GIVEN TASK: Would you write out the listing verbatim and skip every picture in it?

-*-*-

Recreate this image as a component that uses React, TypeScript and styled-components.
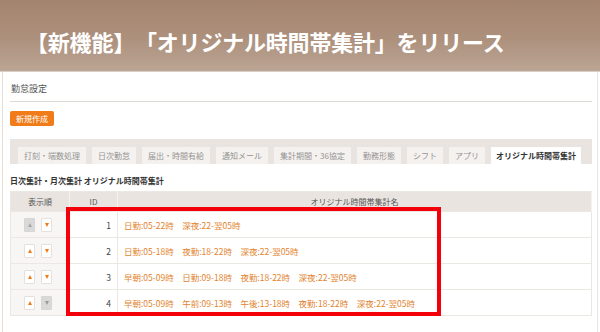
import styled, { createGlobalStyle } from 'styled-components';

const GlobalStyle = createGlobalStyle`
  html, body {
    margin: 0;
    padding: 0;
    background: #fff;
  }
  body {
    width: 600px;
    height: 332px;
    overflow: hidden;
    font-family: "Noto Sans CJK JP", "Noto Sans", sans-serif;
  }
`;

export const Banner = styled.header`
  height: 72px;
  background: linear-gradient(180deg, #a4846e 0%, #ad917d 55%, #bba594 100%);
  display: flex;
  align-items: center;
  padding: 0 0 0 26px;
  box-sizing: border-box;
  border-bottom: 1px solid #d9cfc7;
`;

export const BannerTitle = styled.h1`
  margin: 0;
  color: #fff;
  font-size: 22px;
  font-weight: 700;
  letter-spacing: -0.2px;
  line-height: 1;
  padding-top: 10px;
  white-space: nowrap;
  text-spacing-trim: space-all;
`;

export const Frame = styled.div`
  padding: 0 2px;
`;

export const Panel = styled.main`
  border-left: 1px solid #e6ddd5;
  border-right: 1px solid #e9e6e3;
  padding: 5px 5px 20px 7px;
  height: 260px;
  box-sizing: border-box;
`;

export const PageTitle = styled.div`
  font-size: 9px;
  line-height: 24px;
  color: #555;
  padding-left: 1px;
  border-bottom: 1px solid #dedad6;
`;

export const PrimaryButton = styled.button`
  display: block;
  margin-top: 9px;
  height: 15px;
  width: 44px;
  padding: 0;
  border: none;
  border-radius: 2px;
  background: #f07b18;
  color: #fff;
  font-family: inherit;
  font-size: 8px;
  line-height: 15px;
`;

export const TabBar = styled.nav`
  margin-top: 13px;
  height: 25px;
  box-sizing: border-box;
  padding: 8px 0 0 8px;
  background: #e9e4e0;
  display: flex;
  align-items: flex-end;
  gap: 6px;
`;

export const Tab = styled.div<{ $active?: boolean }>`
  height: 17px;
  padding: 0 ${(p) => (p.$active ? 5 : 6)}px;
  background: ${(p) => (p.$active ? '#fff' : '#f4f1ee')};
  color: ${(p) => (p.$active ? '#333' : '#949494')};
  font-size: 8px;
  font-weight: ${(p) => (p.$active ? 700 : 400)};
  line-height: 17px;
  white-space: nowrap;
`;

export const SectionTitle = styled.h2`
  margin: 10px 0 0;
  font-size: 8px;
  font-weight: 700;
  line-height: 14px;
  color: #333;
`;

export const TableArea = styled.div`
  position: relative;
  margin-top: 3px;
`;

export const Table = styled.table`
  width: 100%;
  border-collapse: collapse;
  table-layout: fixed;
  border: 1px solid #ebe7e3;
`;

export const HeadCell = styled.th<{ $w?: number }>`
  width: ${(p) => (p.$w ? `${p.$w}px` : 'auto')};
  height: 19px;
  padding: 0;
  background: #e9e4e0;
  color: #555;
  font-size: 8px;
  font-weight: 400;
  text-align: center;
  border-right: 1px solid #f4f1ee;
`;

export const Cell = styled.td<{ $align?: string; $shade?: boolean }>`
  height: 25px;
  padding: 0 6px;
  font-size: 8.5px;
  color: #444;
  text-align: ${(p) => p.$align || 'left'};
  background: ${(p) => (p.$shade ? '#f8f6f4' : '#fff')};
  border-top: 1px solid #ebe7e3;
  border-right: 1px solid #ebe7e3;
  white-space: nowrap;
`;

export const Arrows = styled.div`
  display: flex;
  justify-content: center;
  gap: 6px;
  padding-right: 4px;
`;

export const ArrowBtn = styled.span<{ $off?: boolean }>`
  width: 11px;
  height: 14px;
  box-sizing: border-box;
  border: 1px solid ${(p) => (p.$off ? '#d6d6d6' : '#e3e0dd')};
  background: ${(p) => (p.$off ? '#d9d9d9' : '#fff')};
  border-radius: 1px;
  display: flex;
  align-items: center;
  justify-content: center;
`;

export const Tri = styled.span<{ $down?: boolean; $off?: boolean }>`
  width: 0;
  height: 0;
  border-left: 2.5px solid transparent;
  border-right: 2.5px solid transparent;
  ${(p) =>
    p.$down
      ? `border-top: 4px solid ${p.$off ? '#9a9a9a' : '#f07b18'};`
      : `border-bottom: 4px solid ${p.$off ? '#a8a8a8' : '#f07b18'};`}
`;

export const SlotName = styled.span`
  color: #e2832e;
  & + &::before {
    content: '　';
  }
`;

export const Highlight = styled.div`
  position: absolute;
  left: 56px;
  top: 16px;
  width: 375px;
  height: 109px;
  box-sizing: border-box;
  border: 4px solid #f4000a;
  pointer-events: none;
`;

const tabs = [
  '打刻・端数処理',
  '日次勤怠',
  '届出・時間有給',
  '通知メール',
  '集計期間・36協定',
  '勤務形態',
  'シフト',
  'アプリ',
];

const rows = [
  { id: 1, up: false, down: true, slots: ['日勤:05-22時', '深夜:22-翌05時'] },
  { id: 2, up: true, down: true, slots: ['日勤:05-18時', '夜勤:18-22時', '深夜:22-翌05時'] },
  {
    id: 3,
    up: true,
    down: true,
    slots: ['早朝:05-09時', '日勤:09-18時', '夜勤:18-22時', '深夜:22-翌05時'],
  },
  {
    id: 4,
    up: true,
    down: false,
    slots: ['早朝:05-09時', '午前:09-13時', '午後:13-18時', '夜勤:18-22時', '深夜:22-翌05時'],
  },
];

export default function App() {
  return (
    <>
      <GlobalStyle />
      <Banner>
        <BannerTitle>【新機能】「オリジナル時間帯集計」をリリース</BannerTitle>
      </Banner>
      <Frame>
        <Panel>
          <PageTitle>勤怠設定</PageTitle>
          <PrimaryButton>新規作成</PrimaryButton>
          <TabBar>
            {tabs.map((t) => (
              <Tab key={t}>{t}</Tab>
            ))}
            <Tab $active>オリジナル時間帯集計</Tab>
          </TabBar>
          <SectionTitle>日次集計・月次集計 オリジナル時間帯集計</SectionTitle>
          <TableArea>
            <Table>
              <thead>
                <tr>
                  <HeadCell $w={58}>表示順</HeadCell>
                  <HeadCell $w={47}>ID</HeadCell>
                  <HeadCell>オリジナル時間帯集計名</HeadCell>
                </tr>
              </thead>
              <tbody>
                {rows.map((r) => (
                  <tr key={r.id}>
                    <Cell $shade>
                      <Arrows>
                        <ArrowBtn $off={!r.up}>
                          <Tri $off={!r.up} />
                        </ArrowBtn>
                        <ArrowBtn $off={!r.down}>
                          <Tri $down $off={!r.down} />
                        </ArrowBtn>
                      </Arrows>
                    </Cell>
                    <Cell $align="right">{r.id}</Cell>
                    <Cell>
                      {r.slots.map((s, i) => (
                        <SlotName key={i}>{s}</SlotName>
                      ))}
                    </Cell>
                  </tr>
                ))}
              </tbody>
            </Table>
            <Highlight />
          </TableArea>
        </Panel>
      </Frame>
    </>
  );
}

-*-*-

RESPONSE TO THIS EXERCISE:
Recreate this image as a component that uses React, TypeScript and styled-components.
import styled, { createGlobalStyle } from 'styled-components';

const GlobalStyle = createGlobalStyle`
  html, body {
    margin: 0;
    padding: 0;
    background: #fff;
  }
  body {
    width: 600px;
    height: 332px;
    overflow: hidden;
    font-family: "Noto Sans CJK JP", "Noto Sans", sans-serif;
  }
`;

export const Banner = styled.header`
  height: 72px;
  background: linear-gradient(180deg, #a4846e 0%, #ad917d 55%, #bba594 100%);
  display: flex;
  align-items: center;
  padding: 0 0 0 26px;
  box-sizing: border-box;
  border-bottom: 1px solid #d9cfc7;
`;

export const BannerTitle = styled.h1`
  margin: 0;
  color: #fff;
  font-size: 22px;
  font-weight: 700;
  letter-spacing: -0.2px;
  line-height: 1;
  padding-top: 10px;
  white-space: nowrap;
  text-spacing-trim: space-all;
`;

export const Frame = styled.div`
  padding: 0 2px;
`;

export const Panel = styled.main`
  border-left: 1px solid #e6ddd5;
  border-right: 1px solid #e9e6e3;
  padding: 5px 5px 20px 7px;
  height: 260px;
  box-sizing: border-box;
`;

export const PageTitle = styled.div`
  font-size: 9px;
  line-height: 24px;
  color: #555;
  padding-left: 1px;
  border-bottom: 1px solid #dedad6;
`;

export const PrimaryButton = styled.button`
  display: block;
  margin-top: 9px;
  height: 15px;
  width: 44px;
  padding: 0;
  border: none;
  border-radius: 2px;
  background: #f07b18;
  color: #fff;
  font-family: inherit;
  font-size: 8px;
  line-height: 15px;
`;

export const TabBar = styled.nav`
  margin-top: 13px;
  height: 25px;
  box-sizing: border-box;
  padding: 8px 0 0 8px;
  background: #e9e4e0;
  display: flex;
  align-items: flex-end;
  gap: 6px;
`;

export const Tab = styled.div<{ $active?: boolean }>`
  height: 17px;
  padding: 0 ${(p) => (p.$active ? 5 : 6)}px;
  background: ${(p) => (p.$active ? '#fff' : '#f4f1ee')};
  color: ${(p) => (p.$active ? '#333' : '#949494')};
  font-size: 8px;
  font-weight: ${(p) => (p.$active ? 700 : 400)};
  line-height: 17px;
  white-space: nowrap;
`;

export const SectionTitle = styled.h2`
  margin: 10px 0 0;
  font-size: 8px;
  font-weight: 700;
  line-height: 14px;
  color: #333;
`;

export const TableArea = styled.div`
  position: relative;
  margin-top: 3px;
`;

export const Table = styled.table`
  width: 100%;
  border-collapse: collapse;
  table-layout: fixed;
  border: 1px solid #ebe7e3;
`;

export const HeadCell = styled.th<{ $w?: number }>`
  width: ${(p) => (p.$w ? `${p.$w}px` : 'auto')};
  height: 19px;
  padding: 0;
  background: #e9e4e0;
  color: #555;
  font-size: 8px;
  font-weight: 400;
  text-align: center;
  border-right: 1px solid #f4f1ee;
`;

export const Cell = styled.td<{ $align?: string; $shade?: boolean }>`
  height: 25px;
  padding: 0 6px;
  font-size: 8.5px;
  color: #444;
  text-align: ${(p) => p.$align || 'left'};
  background: ${(p) => (p.$shade ? '#f8f6f4' : '#fff')};
  border-top: 1px solid #ebe7e3;
  border-right: 1px solid #ebe7e3;
  white-space: nowrap;
`;

export const Arrows = styled.div`
  display: flex;
  justify-content: center;
  gap: 6px;
  padding-right: 4px;
`;

export const ArrowBtn = styled.span<{ $off?: boolean }>`
  width: 11px;
  height: 14px;
  box-sizing: border-box;
  border: 1px solid ${(p) => (p.$off ? '#d6d6d6' : '#e3e0dd')};
  background: ${(p) => (p.$off ? '#d9d9d9' : '#fff')};
  border-radius: 1px;
  display: flex;
  align-items: center;
  justify-content: center;
`;

export const Tri = styled.span<{ $down?: boolean; $off?: boolean }>`
  width: 0;
  height: 0;
  border-left: 2.5px solid transparent;
  border-right: 2.5px solid transparent;
  ${(p) =>
    p.$down
      ? `border-top: 4px solid ${p.$off ? '#9a9a9a' : '#f07b18'};`
      : `border-bottom: 4px solid ${p.$off ? '#a8a8a8' : '#f07b18'};`}
`;

export const SlotName = styled.span`
  color: #e2832e;
  & + &::before {
    content: '　';
  }
`;

export const Highlight = styled.div`
  position: absolute;
  left: 56px;
  top: 16px;
  width: 375px;
  height: 109px;
  box-sizing: border-box;
  border: 4px solid #f4000a;
  pointer-events: none;
`;

const tabs = [
  '打刻・端数処理',
  '日次勤怠',
  '届出・時間有給',
  '通知メール',
  '集計期間・36協定',
  '勤務形態',
  'シフト',
  'アプリ',
];

const rows = [
  { id: 1, up: false, down: true, slots: ['日勤:05-22時', '深夜:22-翌05時'] },
  { id: 2, up: true, down: true, slots: ['日勤:05-18時', '夜勤:18-22時', '深夜:22-翌05時'] },
  {
    id: 3,
    up: true,
    down: true,
    slots: ['早朝:05-09時', '日勤:09-18時', '夜勤:18-22時', '深夜:22-翌05時'],
  },
  {
    id: 4,
    up: true,
    down: false,
    slots: ['早朝:05-09時', '午前:09-13時', '午後:13-18時', '夜勤:18-22時', '深夜:22-翌05時'],
  },
];

export default function App() {
  return (
    <>
      <GlobalStyle />
      <Banner>
        <BannerTitle>【新機能】「オリジナル時間帯集計」をリリース</BannerTitle>
      </Banner>
      <Frame>
        <Panel>
          <PageTitle>勤怠設定</PageTitle>
          <PrimaryButton>新規作成</PrimaryButton>
          <TabBar>
            {tabs.map((t) => (
              <Tab key={t}>{t}</Tab>
            ))}
            <Tab $active>オリジナル時間帯集計</Tab>
          </TabBar>
          <SectionTitle>日次集計・月次集計 オリジナル時間帯集計</SectionTitle>
          <TableArea>
            <Table>
              <thead>
                <tr>
                  <HeadCell $w={58}>表示順</HeadCell>
                  <HeadCell $w={47}>ID</HeadCell>
                  <HeadCell>オリジナル時間帯集計名</HeadCell>
                </tr>
              </thead>
              <tbody>
                {rows.map((r) => (
                  <tr key={r.id}>
                    <Cell $shade>
                      <Arrows>
                        <ArrowBtn $off={!r.up}>
                          <Tri $off={!r.up} />
                        </ArrowBtn>
                        <ArrowBtn $off={!r.down}>
                          <Tri $down $off={!r.down} />
                        </ArrowBtn>
                      </Arrows>
                    </Cell>
                    <Cell $align="right">{r.id}</Cell>
                    <Cell>
                      {r.slots.map((s, i) => (
                        <SlotName key={i}>{s}</SlotName>
                      ))}
                    </Cell>
                  </tr>
                ))}
              </tbody>
            </Table>
            <Highlight />
          </TableArea>
        </Panel>
      </Frame>
    </>
  );
}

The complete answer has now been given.